In a series of e-mails seen by Weekend Witness between Cameron, Dass and Schmidt, both fathers claimed the school had verbally abusive staff, that their daughters were cleaners rather than student chefs, that their daughters were taught little about cooking and spent hours assisting Cameron’s self-promotion campaigns.

“We sent a letter last week and gave her an opportunity to reach a settlement. We have given her an opportunity to go that route. We want the massive deposit to be mediated and a part payment to be repaid,” said Dass.

“We’re not here to destroy this lady. But she needs to understand that she is running a school and that this is very different to a typical chef’s environment.”

He said in the four months his daughter Rai-Teree attended the school, and in comparison to a Durban chef school, she was “far behind” in course work.
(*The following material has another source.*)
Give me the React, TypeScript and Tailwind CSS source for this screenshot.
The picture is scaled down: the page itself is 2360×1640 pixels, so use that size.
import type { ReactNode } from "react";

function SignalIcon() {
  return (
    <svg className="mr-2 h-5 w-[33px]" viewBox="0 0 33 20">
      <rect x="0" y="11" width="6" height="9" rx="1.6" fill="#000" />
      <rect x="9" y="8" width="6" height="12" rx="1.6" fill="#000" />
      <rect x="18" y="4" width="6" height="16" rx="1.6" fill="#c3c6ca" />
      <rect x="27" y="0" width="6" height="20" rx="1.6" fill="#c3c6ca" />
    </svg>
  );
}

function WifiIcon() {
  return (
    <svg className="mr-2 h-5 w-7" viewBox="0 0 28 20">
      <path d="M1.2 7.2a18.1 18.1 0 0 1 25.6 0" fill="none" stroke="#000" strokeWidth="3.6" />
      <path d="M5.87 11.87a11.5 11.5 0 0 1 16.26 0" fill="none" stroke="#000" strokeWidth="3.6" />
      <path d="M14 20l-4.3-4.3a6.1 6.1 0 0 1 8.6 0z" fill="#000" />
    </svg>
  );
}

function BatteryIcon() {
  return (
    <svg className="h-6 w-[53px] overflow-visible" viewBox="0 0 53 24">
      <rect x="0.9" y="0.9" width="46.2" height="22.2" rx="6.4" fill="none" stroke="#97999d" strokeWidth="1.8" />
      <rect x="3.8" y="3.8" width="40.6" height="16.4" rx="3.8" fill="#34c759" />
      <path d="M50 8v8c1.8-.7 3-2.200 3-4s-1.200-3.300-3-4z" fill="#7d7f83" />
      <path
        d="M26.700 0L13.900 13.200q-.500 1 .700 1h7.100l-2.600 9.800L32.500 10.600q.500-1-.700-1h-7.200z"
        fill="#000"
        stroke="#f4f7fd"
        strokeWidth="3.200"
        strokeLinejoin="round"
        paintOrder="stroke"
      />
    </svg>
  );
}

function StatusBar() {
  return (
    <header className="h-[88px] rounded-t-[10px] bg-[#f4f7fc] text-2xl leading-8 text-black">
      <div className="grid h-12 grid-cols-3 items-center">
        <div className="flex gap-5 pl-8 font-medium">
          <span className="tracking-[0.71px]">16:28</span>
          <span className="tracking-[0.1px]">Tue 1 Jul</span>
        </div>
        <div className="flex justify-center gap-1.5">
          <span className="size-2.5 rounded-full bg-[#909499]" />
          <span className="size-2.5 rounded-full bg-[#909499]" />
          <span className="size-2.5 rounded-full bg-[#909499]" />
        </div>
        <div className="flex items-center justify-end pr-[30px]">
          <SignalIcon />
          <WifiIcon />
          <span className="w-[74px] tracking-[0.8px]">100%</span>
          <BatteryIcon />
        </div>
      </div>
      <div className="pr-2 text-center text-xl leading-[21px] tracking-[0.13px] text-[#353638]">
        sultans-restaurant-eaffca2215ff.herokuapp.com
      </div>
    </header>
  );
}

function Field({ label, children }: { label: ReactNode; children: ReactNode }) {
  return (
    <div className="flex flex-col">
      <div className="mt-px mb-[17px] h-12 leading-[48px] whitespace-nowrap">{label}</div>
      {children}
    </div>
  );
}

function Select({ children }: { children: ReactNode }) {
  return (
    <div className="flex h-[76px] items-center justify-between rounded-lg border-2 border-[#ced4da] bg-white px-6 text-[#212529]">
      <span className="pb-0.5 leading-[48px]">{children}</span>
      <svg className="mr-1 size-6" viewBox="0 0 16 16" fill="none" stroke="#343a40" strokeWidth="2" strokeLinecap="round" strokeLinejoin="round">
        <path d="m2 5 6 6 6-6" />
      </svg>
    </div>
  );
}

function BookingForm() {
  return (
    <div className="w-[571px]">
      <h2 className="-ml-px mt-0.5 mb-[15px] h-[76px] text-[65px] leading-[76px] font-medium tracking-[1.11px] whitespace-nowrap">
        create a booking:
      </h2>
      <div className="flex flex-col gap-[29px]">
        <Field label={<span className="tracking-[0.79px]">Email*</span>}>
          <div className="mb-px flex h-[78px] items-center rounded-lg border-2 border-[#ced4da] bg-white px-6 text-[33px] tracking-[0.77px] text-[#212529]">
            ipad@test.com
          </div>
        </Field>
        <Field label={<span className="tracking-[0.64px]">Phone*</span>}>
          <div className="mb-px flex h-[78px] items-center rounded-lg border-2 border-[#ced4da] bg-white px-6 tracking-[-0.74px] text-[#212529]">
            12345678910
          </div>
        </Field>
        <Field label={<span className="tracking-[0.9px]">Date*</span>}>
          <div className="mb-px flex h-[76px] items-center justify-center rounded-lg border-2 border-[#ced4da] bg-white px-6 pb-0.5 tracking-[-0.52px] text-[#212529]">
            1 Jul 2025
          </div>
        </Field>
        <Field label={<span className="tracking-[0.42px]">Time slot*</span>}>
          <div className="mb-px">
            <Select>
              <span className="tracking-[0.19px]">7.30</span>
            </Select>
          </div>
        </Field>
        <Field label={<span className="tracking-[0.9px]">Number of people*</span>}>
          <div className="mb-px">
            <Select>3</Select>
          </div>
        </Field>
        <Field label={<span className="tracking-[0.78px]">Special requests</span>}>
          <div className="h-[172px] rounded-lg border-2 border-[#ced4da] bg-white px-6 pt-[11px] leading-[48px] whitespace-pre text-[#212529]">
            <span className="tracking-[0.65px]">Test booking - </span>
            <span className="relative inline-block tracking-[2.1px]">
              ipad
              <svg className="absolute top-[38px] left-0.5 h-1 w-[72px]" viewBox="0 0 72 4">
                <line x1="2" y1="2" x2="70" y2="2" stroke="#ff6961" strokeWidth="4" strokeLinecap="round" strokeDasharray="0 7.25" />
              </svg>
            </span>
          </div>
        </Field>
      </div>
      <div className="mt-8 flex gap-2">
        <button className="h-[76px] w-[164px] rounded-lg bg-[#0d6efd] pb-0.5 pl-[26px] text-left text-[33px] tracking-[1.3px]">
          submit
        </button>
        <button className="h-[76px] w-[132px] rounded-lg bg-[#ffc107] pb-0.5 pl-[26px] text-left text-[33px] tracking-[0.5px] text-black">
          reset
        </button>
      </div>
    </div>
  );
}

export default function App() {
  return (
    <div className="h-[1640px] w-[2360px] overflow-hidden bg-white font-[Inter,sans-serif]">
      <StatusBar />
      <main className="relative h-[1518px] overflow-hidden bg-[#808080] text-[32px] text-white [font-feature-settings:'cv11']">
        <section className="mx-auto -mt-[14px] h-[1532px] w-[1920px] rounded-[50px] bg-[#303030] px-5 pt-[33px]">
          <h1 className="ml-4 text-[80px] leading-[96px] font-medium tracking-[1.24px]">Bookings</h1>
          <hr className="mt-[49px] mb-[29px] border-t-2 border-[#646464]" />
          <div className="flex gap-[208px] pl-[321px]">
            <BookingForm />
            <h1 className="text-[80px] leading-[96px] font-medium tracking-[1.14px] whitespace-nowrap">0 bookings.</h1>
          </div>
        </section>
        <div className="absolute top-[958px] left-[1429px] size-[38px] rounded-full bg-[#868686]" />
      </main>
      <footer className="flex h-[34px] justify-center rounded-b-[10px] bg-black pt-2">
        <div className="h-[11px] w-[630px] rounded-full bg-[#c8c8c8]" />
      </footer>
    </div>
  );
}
“This has caused such stress in my home. I told her [Cameron] she was unprofessional. I told her I am not paying her to use my daughter, but to teach her,” said Dass.

Schmidt, whose company successfully took on retail giant Woolworths on the claim that they imitated his product Frankie’s Olde Soft Drink Company packaging, flavours and branding, said Cameron was more concerned about boosting her personal profile than the students.

“They are trying to create a pseudo Gordon Ramsay celebrity chef environment which is not working. The staff were effectively the five girls. On one occasion my daughter Emily had to scrub old cement stains left by builders on the floor.

“On another occasion my daughter was told she can’t go home and that she must clean the braai which they had never used. The girls even washed Cameron’s personal dishes.

“At one stage my daughter had to scrub a wall with a nail brush,” said Schmidt.

He said he was not paying R203 000 for his daughter to be “her [Cameron’s] staff” and that he was concerned that the course started two months late instead of the initially agreed upon February.

“They were there to learn. I have no objection to learn a level of hygiene but they should be taught to cook. This is not a college, school or training kitchen,” said Schmidt.

Cameron said the claims that her students were cleaners was “completely incorrect”.

“The students are just that, students, they are not personal servants. There are numerous kitchens at the school and after a lesson the students are required to thoroughly clean the venue they have used. My students need an all-round education in an industry that has by necessity high standards of cleanliness. This is made clear to the students right from the start,” said Cameron.

She said both Schmidt and Dass interfered with one of the parents, while not naming who, who apparently tried to “run my school for me”.

“In any professional environment parental involvement is frowned upon. I am prepping my students for an industry that is both highly pressurised and extremely competitive,” said Cameron.